Home Assistant as PBX
Home Assistant can now act in two ways.
First, Home Assistant can be a destination.
If the selected ESP destination is the Home Assistant instance name, for example Home, Office, or whatever you configured in HA settings, the Lovelace card
behaves like a softphone. Pressing Call means Home Assistant calls the ESP, and the ESP sees an incoming call from HA.
Second, Home Assistant can be a bridge.
This is useful when:
- two ESPs use different transports
- you want the call path to go through HA
- you want HA to keep visibility of a call
- you explicitly enable HA-as-PBX routing
This mode is optional. Direct peer-to-peer is still the cleanest path when both devices can talk directly.
Lovelace card behavior
The card now follows a simple rule.
If the selected ESP destination is another ESP, the card mirrors the ESP.
Pressing Call on the card presses Call on the ESP. The ESP originates the call. The card reflects the ESP state: outgoing, ringing, streaming, destination, caller,
and end reason.
If the selected ESP destination is Home Assistant, the card behaves like a softphone.
This makes the card less magical and more predictable. It mirrors the device when the ESP owns the call, and it becomes a HA endpoint only when HA itself is
selected.
There is also a show_protocol option so the card can show TCP/UDP context and distinguish normal ESP-to-ESP calls from inter-protocol calls.
Call reasons and Do Not Disturb
Call end reasons now travel through the protocol.
For example, if a device has Do Not Disturb enabled and another ESP calls it, the callee can send:
DND
The caller receives that reason and can show it on screen. Home Assistant and the Lovelace card preserve the reason instead of replacing it with a generic message.
Free-form reason strings are also supported. The PBX layer should forward the real reason, not invent a new one.

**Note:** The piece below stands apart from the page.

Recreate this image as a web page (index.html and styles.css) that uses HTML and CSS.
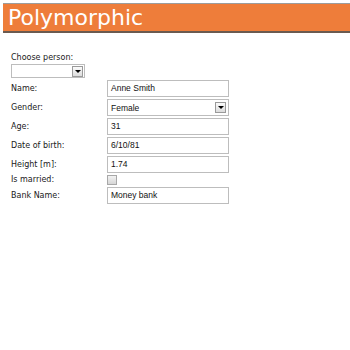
FILE: index.html
```html
<!DOCTYPE html>
<html>
<head>
<meta charset="utf-8">
<link rel="stylesheet" href="styles.css">
</head>
<body>
<header class="banner"><h1 class="title">Polymorphic</h1></header>
<form class="form">
  <div class="chooser">
    <label class="label">Choose person:</label>
    <div class="combo combo-small"><span class="combo-text"></span><span class="drop"><span class="tri"></span></span></div>
  </div>
  <div class="row"><span class="label">Name:</span><div class="field">Anne Smith</div></div>
  <div class="row"><span class="label">Gender:</span><div class="combo"><span class="combo-text">Female</span><span class="drop"><span class="tri"></span></span></div></div>
  <div class="row"><span class="label">Age:</span><div class="field">31</div></div>
  <div class="row"><span class="label">Date of birth:</span><div class="field">6/10/81</div></div>
  <div class="row"><span class="label">Height [m]:</span><div class="field">1.74</div></div>
  <div class="row row-check"><span class="label">Is married:</span><span class="check"></span></div>
  <div class="row"><span class="label">Bank Name:</span><div class="field">Money bank</div></div>
</form>
</body>
</html>
```
FILE: styles.css
```css
html, body {
  margin: 0;
  padding: 0;
  background: #fff;
}
body {
  font-family: "DejaVu Sans", Verdana, sans-serif;
  color: #1a1a1a;
}
.banner {
  margin: 3px 0 0 3px;
  height: 27px;
  background: #ee7d3a;
  border-top: 1px solid #9c9c9c;
  border-bottom: 2px solid #6a5a50;
  display: flex;
  align-items: center;
}
.title {
  margin: 0 0 0 5px;
  font-family: "DejaVu Sans", Verdana, sans-serif;
  font-weight: normal;
  font-size: 22px;
  line-height: 27px;
  color: #fff;
}
.form {
  margin: 0;
  padding: 19px 0 0 11px;
}
.label {
  font-size: 8px;
  line-height: 10px;
  color: #1a1a1a;
}
.chooser {
  display: flex;
  flex-direction: column;
  align-items: flex-start;
}
.chooser .label {
  line-height: 11px;
}
.combo {
  box-sizing: border-box;
  height: 17px;
  border: 1px solid #bdbdbd;
  background: #fff;
  display: flex;
  align-items: center;
  padding: 0 2px 0 3px;
}
.combo-small {
  margin-top: 1px;
  width: 74px;
  height: 14px;
  padding-right: 1px;
}
.combo-text {
  flex: 1;
  font-family: "Liberation Sans", Arial, sans-serif;
  font-size: 8.5px;
  color: #111;
}
.drop {
  box-sizing: border-box;
  width: 11px;
  height: 11px;
  border: 1px solid #9a9a9a;
  background: linear-gradient(#fbfbfb, #dcdcdc);
  display: flex;
  align-items: center;
  justify-content: center;
}
.tri {
  width: 0;
  height: 0;
  border-left: 3px solid transparent;
  border-right: 3px solid transparent;
  border-top: 3px solid #000;
}
.row {
  display: grid;
  grid-template-columns: 96px 122px;
  align-items: center;
  height: 17px;
  margin-top: 2px;
}
.row-check {
  height: 10px;
}
.field {
  box-sizing: border-box;
  height: 17px;
  border: 1px solid #bdbdbd;
  padding: 0 3px;
  font-family: "Liberation Sans", Arial, sans-serif;
  font-size: 8.5px;
  line-height: 15px;
  color: #111;
}
.check {
  box-sizing: border-box;
  width: 10px;
  height: 10px;
  border: 1px solid #a8a8a8;
  background: linear-gradient(#f2f2f2, #d6d6d6);
}
```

This matters because the ESP remains authoritative when the card is mirroring an ESP-to-ESP call. The card should show what the ESP reports, not reinterpret the call
as if HA owned it.
Audio stack cleanup
The audio stack is being cleaned up into clearer layers:
i2s_audio_duplex: full-duplex I2S, speaker/mic paths, AEC reference capture, FIR decimation, runtime audio controls
esp_aec: lightweight echo cancellation path
esp_afe: full Espressif Audio Front-End path for advanced boards
audio_processor: shared interface used by both AEC and AFE processors
Generic full-experience YAMLs are moving toward the lighter AEC path by default. Full AFE remains for boards where it makes sense and has been validated.
AFE user controls are now aligned with board topology.
Single-mic boards expose:
- Echo Cancellation
- Noise Suppression
- Auto Gain Control
- Voice Activity Detector
Dual-mic boards expose:
- Echo Cancellation
- Speech Enhancement
- Voice Activity Detector
Codec boards use hardware Master Volume through the codec path. Generic/no-codec boards can use software speaker volume. This avoids confusing media-player volume,
intercom volume, and codec DAC volume.
Voice Assistant coexistence
The full-experience YAMLs are still meant to combine intercom, full-duplex audio, media playback, wake word, and Home Assistant Voice Assistant on the same device.

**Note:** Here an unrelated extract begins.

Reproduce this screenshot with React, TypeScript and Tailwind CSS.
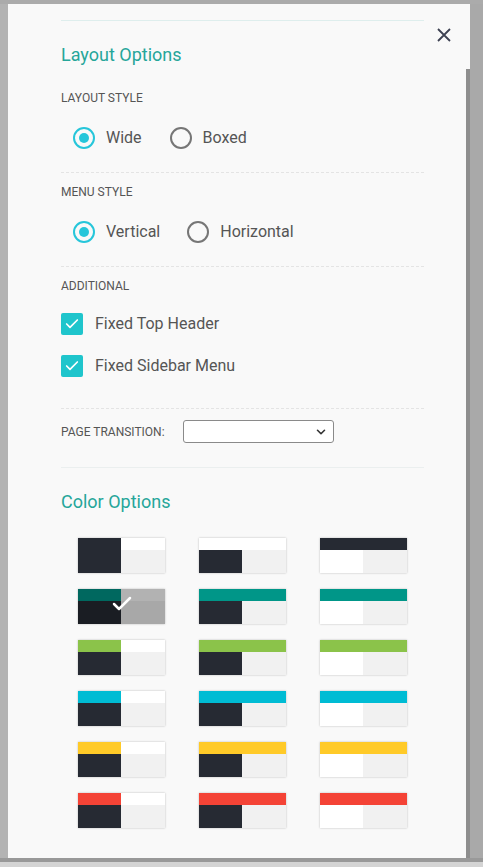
import { Check, ChevronDown } from 'lucide-react';

const accents = [
  { header: 'bg-[#262a33]', top: 'bg-white', alt: 'bg-[#262a33]' },
  { header: 'bg-[#009688]', top: 'bg-[#009688]', alt: 'bg-[#009688]' },
  { header: 'bg-[#8bc34a]', top: 'bg-[#8bc34a]', alt: 'bg-[#8bc34a]' },
  { header: 'bg-[#00bcd4]', top: 'bg-[#00bcd4]', alt: 'bg-[#00bcd4]' },
  { header: 'bg-[#ffca28]', top: 'bg-[#ffca28]', alt: 'bg-[#ffca28]' },
  { header: 'bg-[#f44336]', top: 'bg-[#f44336]', alt: 'bg-[#f44336]' },
];

const Radio = ({ label, checked }: { label: string; checked?: boolean }) => (
  <label className="flex items-center gap-[11px] h-[22px]">
    <span
      className={`w-[22px] h-[22px] rounded-full border-2 flex items-center justify-center ${
        checked ? 'border-[#26c6da]' : 'border-[#767676]'
      }`}
    >
      {checked && <span className="w-[10px] h-[10px] rounded-full bg-[#26c6da]" />}
    </span>
    <span className="text-[16px] leading-[22px] text-[#555]">{label}</span>
  </label>
);

const CheckRow = ({ label }: { label: string }) => (
  <label className="flex items-center gap-3 h-[22px]">
    <span className="w-[22px] h-[22px] rounded-[2px] bg-[#1fc5cc] flex items-center justify-center">
      <Check className="w-[16px] h-[16px] text-white" strokeWidth={2.5} />
    </span>
    <span className="text-[16px] leading-[22px] text-[#555]">{label}</span>
  </label>
);

const SectionLabel = ({ children }: { children: string }) => (
  <div className="text-[12px] leading-4 text-[#555] uppercase">{children}</div>
);

const Swatch = ({ kind, row }: { kind: number; row: number }) => {
  const a = accents[row];
  const selected = kind === 0 && row === 1;
  return (
    <div className="relative w-[87px] h-[35px] grid grid-cols-[43px_44px] grid-rows-[12px_23px] shadow-[0_0_2px_rgba(0,0,0,0.25)]">
      {kind === 0 && (
        <>
          <div className={row === 0 ? 'bg-[#262a33]' : a.alt} />
          <div className="bg-white" />
          <div className="bg-[#262a33]" />
          <div className="bg-[#f1f1f1]" />
        </>
      )}
      {kind === 1 && (
        <>
          <div className={`col-span-2 ${a.top}`} />
          <div className="bg-[#262a33]" />
          <div className="bg-[#f1f1f1]" />
        </>
      )}
      {kind === 2 && (
        <>
          <div className={`col-span-2 ${a.header}`} />
          <div className="bg-white" />
          <div className="bg-[#f1f1f1]" />
        </>
      )}
      {selected && (
        <div className="absolute inset-0 bg-black/30 flex items-center justify-center">
          <Check className="w-[24px] h-[24px] text-white -mt-[6px]" strokeWidth={2.5} />
        </div>
      )}
    </div>
  );
};

export default function App() {
  return (
    <div className="w-[483px] h-[867px] bg-[#ababab] flex flex-col overflow-hidden font-['Roboto',sans-serif]">
      <div className="h-1 shrink-0" />
      <div className="flex h-[854px] shrink-0">
        <div className="w-2 shrink-0 bg-[#b3b3b3]" />
        <div className="relative w-[462px] bg-[#f9f9f9] flex">
          <div className="flex-1 pl-[53px] pr-[42px]">
            <div className="mt-4 h-px bg-[#deeeed]" />
            <h2 className="mt-[22px] text-[18px] leading-6 text-[#26a69a]">Layout Options</h2>

            <div className="mt-[23px]">
              <SectionLabel>Layout Style</SectionLabel>
            </div>
            <div className="mt-[21px] pl-3 flex gap-7">
              <Radio label="Wide" checked />
              <Radio label="Boxed" />
            </div>
            <div className="mt-[23px] border-t border-dashed border-[#e4e4e4]" />

            <div className="mt-[11px]">
              <SectionLabel>Menu Style</SectionLabel>
            </div>
            <div className="mt-[21px] pl-3 flex gap-[27px]">
              <Radio label="Vertical" checked />
              <Radio label="Horizontal" />
            </div>
            <div className="mt-[23px] border-t border-dashed border-[#e4e4e4]" />

            <div className="mt-[11px]">
              <SectionLabel>Additional</SectionLabel>
            </div>
            <div className="mt-[19px] flex flex-col gap-5">
              <CheckRow label="Fixed Top Header" />
              <CheckRow label="Fixed Sidebar Menu" />
            </div>
            <div className="mt-[31px] border-t border-dashed border-[#e4e4e4]" />

            <div className="mt-[11px] flex items-center h-[23px]">
              <div className="w-[122px] text-[12px] leading-4 text-[#555]">PAGE TRANSITION:</div>
              <div className="w-[151px] h-[23px] bg-white border border-[#8a8a8a] rounded-[3px] flex items-center justify-end pr-[5px]">
                <ChevronDown className="w-[14px] h-[14px] text-[#333]" strokeWidth={2.75} />
              </div>
            </div>
            <div className="mt-6 h-px bg-[#ebefef]" />

            <h2 className="mt-[22px] text-[18px] leading-6 text-[#26a69a]">Color Options</h2>
            <div className="mt-6 grid grid-cols-3 gap-y-4 justify-items-center">
              {accents.map((_, row) =>
                [0, 1, 2].map((kind) => <Swatch key={`${row}-${kind}`} kind={kind} row={row} />)
              )}
            </div>
          </div>
          <div className="w-1 mt-[65px] bg-[#8e8e8e]" />

          <button className="absolute top-[21px] right-4 w-5 h-5 flex items-center justify-center text-[#3d4152]">
            <svg width="14" height="14" viewBox="0 0 14 14" fill="none" stroke="currentColor" strokeWidth="1.8">
              <path d="M1 1L13 13M13 1L1 13" />
            </svg>
          </button>
        </div>
        <div className="flex-1 bg-[#a9a9a9]" />
      </div>
      <div className="h-1 shrink-0 bg-[#999]" />
      <div className="flex-1 bg-[#d4d4d4]" />
    </div>
  );
}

The target is not āeither intercom or voice assistantā.
The target is one ESP device that can be:
- an intercom endpoint
- a Voice Assistant satellite
- a media playback endpoint
- a PBX-lite extension
This is why the audio stack had to be cleaned up. Intercom audio, media playback, wake word, AEC/AFE processing, and VA all need to share the same hardware without
stepping on each other.
TCP and UDP are both first-class
TCP is still the preferred reliable signaling/audio transport for many setups.
UDP remains important for simple low-latency direct ESP use cases and for users who want lightweight ESP-to-ESP behavior.

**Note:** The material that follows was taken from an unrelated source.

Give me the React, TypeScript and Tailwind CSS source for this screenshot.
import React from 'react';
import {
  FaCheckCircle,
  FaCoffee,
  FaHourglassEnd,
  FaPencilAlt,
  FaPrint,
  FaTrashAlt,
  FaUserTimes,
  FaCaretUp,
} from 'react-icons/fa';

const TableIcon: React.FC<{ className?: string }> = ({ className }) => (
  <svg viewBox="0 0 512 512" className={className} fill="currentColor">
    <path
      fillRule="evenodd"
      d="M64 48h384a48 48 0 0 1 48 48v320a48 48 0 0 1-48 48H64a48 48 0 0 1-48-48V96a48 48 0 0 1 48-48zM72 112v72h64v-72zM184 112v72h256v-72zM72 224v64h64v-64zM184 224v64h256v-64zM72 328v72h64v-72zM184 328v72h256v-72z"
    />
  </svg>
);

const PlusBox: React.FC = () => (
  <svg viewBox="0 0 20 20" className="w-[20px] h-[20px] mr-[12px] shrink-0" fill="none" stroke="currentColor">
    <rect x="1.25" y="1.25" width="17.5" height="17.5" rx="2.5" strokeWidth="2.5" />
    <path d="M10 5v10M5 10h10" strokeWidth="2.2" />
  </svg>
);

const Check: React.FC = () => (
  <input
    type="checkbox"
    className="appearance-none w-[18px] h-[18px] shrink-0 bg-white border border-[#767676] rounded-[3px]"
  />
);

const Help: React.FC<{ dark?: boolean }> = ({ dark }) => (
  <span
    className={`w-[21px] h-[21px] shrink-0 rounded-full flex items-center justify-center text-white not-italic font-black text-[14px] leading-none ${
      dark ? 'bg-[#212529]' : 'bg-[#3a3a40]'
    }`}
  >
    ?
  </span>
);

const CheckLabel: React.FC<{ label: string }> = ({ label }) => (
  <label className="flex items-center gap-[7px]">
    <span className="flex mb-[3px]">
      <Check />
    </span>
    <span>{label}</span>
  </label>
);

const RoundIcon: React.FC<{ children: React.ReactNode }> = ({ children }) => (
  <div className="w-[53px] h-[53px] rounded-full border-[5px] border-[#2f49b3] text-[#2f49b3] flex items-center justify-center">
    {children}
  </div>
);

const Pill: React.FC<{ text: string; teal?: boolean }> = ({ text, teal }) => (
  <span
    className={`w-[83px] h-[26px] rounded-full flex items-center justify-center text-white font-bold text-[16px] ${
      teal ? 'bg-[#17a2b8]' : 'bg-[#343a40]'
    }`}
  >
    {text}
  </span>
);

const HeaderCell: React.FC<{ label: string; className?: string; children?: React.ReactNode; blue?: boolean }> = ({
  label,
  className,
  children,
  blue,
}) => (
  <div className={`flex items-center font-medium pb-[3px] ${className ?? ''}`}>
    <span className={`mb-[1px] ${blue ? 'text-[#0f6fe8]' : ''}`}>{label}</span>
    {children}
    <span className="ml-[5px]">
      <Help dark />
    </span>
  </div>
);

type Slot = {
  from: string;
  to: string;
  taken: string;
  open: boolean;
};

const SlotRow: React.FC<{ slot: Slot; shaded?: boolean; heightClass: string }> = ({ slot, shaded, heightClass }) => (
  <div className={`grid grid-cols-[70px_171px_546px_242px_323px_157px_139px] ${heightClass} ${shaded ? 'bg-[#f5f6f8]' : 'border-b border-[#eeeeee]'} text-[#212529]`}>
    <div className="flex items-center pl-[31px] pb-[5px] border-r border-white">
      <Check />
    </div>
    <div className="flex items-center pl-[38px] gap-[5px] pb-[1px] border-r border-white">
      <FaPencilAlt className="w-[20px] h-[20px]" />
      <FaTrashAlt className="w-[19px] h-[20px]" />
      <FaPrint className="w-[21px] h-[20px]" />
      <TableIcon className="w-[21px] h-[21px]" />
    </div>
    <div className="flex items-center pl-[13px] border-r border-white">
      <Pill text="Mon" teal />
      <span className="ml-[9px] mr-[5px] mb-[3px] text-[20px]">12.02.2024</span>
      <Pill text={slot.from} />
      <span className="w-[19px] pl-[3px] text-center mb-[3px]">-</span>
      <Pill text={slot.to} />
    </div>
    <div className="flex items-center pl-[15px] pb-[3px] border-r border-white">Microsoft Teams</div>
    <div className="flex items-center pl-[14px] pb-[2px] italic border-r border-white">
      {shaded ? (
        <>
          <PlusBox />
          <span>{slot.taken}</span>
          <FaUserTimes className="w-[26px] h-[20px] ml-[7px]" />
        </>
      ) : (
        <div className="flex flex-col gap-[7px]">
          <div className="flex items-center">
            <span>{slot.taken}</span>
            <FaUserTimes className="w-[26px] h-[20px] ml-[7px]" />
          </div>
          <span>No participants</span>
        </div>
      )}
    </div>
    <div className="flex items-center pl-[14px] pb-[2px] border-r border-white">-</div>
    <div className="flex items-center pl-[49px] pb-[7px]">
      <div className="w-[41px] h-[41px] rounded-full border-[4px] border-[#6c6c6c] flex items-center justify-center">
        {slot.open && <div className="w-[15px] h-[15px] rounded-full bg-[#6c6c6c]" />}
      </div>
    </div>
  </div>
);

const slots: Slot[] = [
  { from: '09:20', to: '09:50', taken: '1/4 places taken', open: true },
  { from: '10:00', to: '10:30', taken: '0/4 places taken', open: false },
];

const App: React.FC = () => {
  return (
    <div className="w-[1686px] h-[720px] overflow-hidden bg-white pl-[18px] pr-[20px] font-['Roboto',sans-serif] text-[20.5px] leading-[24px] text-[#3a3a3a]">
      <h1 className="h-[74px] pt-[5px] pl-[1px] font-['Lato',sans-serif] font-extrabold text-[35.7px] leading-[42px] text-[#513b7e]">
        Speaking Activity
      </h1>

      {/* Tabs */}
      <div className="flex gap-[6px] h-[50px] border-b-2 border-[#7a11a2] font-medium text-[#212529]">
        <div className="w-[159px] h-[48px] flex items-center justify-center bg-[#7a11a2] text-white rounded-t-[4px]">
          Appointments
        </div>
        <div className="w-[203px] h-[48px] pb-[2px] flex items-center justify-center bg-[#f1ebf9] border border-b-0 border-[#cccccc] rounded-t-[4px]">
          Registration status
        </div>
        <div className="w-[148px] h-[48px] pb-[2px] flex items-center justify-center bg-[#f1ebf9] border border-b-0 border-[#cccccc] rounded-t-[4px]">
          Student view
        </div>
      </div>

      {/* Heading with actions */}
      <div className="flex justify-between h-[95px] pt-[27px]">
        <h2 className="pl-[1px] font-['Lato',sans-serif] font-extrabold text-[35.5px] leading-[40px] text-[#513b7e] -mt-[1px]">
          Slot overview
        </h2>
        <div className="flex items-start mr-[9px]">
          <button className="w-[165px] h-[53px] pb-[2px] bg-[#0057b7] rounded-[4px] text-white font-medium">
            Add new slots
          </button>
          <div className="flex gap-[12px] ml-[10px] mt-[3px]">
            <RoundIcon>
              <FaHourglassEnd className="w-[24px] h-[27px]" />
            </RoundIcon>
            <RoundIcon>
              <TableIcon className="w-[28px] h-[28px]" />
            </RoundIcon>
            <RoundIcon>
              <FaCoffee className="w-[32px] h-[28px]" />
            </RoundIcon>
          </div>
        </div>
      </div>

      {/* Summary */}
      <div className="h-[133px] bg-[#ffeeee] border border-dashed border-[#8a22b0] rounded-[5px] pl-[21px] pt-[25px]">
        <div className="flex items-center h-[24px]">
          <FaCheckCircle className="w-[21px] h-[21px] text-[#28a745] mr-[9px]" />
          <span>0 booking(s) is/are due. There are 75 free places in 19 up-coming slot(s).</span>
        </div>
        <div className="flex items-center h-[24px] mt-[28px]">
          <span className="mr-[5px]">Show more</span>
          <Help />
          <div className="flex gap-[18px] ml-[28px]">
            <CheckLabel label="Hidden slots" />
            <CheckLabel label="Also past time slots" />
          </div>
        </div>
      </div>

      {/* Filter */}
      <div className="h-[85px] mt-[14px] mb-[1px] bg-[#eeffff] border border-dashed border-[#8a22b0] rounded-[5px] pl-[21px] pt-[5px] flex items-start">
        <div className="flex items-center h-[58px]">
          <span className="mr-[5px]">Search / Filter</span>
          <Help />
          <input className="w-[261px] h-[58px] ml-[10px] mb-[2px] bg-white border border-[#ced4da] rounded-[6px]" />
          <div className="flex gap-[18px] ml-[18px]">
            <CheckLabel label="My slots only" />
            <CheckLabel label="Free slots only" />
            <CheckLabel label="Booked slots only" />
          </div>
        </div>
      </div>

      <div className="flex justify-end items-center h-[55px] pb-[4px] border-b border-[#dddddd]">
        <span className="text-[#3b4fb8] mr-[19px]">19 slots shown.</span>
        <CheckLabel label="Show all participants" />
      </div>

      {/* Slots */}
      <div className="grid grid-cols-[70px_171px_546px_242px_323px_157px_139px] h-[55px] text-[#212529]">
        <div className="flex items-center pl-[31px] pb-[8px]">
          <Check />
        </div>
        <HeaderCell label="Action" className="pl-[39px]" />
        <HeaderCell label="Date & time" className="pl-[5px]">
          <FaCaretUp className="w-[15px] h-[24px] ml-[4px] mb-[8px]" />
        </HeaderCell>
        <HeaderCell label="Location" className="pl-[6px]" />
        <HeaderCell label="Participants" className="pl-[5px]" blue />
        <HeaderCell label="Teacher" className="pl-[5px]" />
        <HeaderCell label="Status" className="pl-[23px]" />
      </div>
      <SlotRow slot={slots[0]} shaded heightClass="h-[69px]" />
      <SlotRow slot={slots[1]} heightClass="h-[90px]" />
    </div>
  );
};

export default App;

The point of the new architecture is not to kill one transport. The point is to make both transports fit into the same call model.
That is why the phonebook now carries the protocol, and why Home Assistant can bridge only when needed.
Breaking changes
The next release will break existing YAMLs.
Main changes:
- versioning moves to calver:
2026.5.0
- firmware and HA integration must be updated together
- the wire protocol changed
- PBX-lite becomes the default product model
- the old simple/full split is gone
raw_udp remains as an explicit opt-in for raw audio use cases
- TCP and UDP variants are explicit YAML files
- the old split TCP/UDP phonebook model is replaced by a unified phonebook
- UDP control uses port
6055
- UDP audio and TCP still default to
6054
- old UDP-specific intercom code is gone; UDP now lives inside
intercom_api
- old Home Assistant phonebook push/service patterns are being replaced by the unified phonebook subscription model
- some device/entity naming is being cleaned up, so Home Assistant entities and automations may need to be renamed
Please do not update blindly when this lands.
Read the dev branch documentation first.
Documentation to read before upgrading
The most important docs are:
README.md
docs/INTERCOM_PROTOCOL.md
docs/PHONEBOOK_PROTOCOL.md
docs/DEPLOYMENT_GUIDE.md
- component READMEs under
esphome/components/
The goal is to make the project easier to reason about long-term.
This may be uncomfortable during migration, but it gives the project a real foundation: independent ESP extensions, Home Assistant as an optional PBX member,
protocol-aware routing, cleaner audio layers, and a phonebook model that can scale beyond the original doorbell use case.
Current status
This is still active development.
The stable baseline right now is:
- Home Assistant publishes the unified phonebook.
- ESPs subscribe to it.
- ESP-to-ESP calls work when the phonebook gives them a compatible endpoint.
- Home Assistant bridges when transport/protocol differences require it.
- ESP-side mDNS discovery is being redesigned before it returns to the standard YAMLs.
So yes, the project is temporarily more disruptive, but the reason is to stop accumulating special cases and move toward a model that can scale.
The old system worked, but it was becoming difficult to explain and maintain.
The new system is stricter, but much easier to reason about.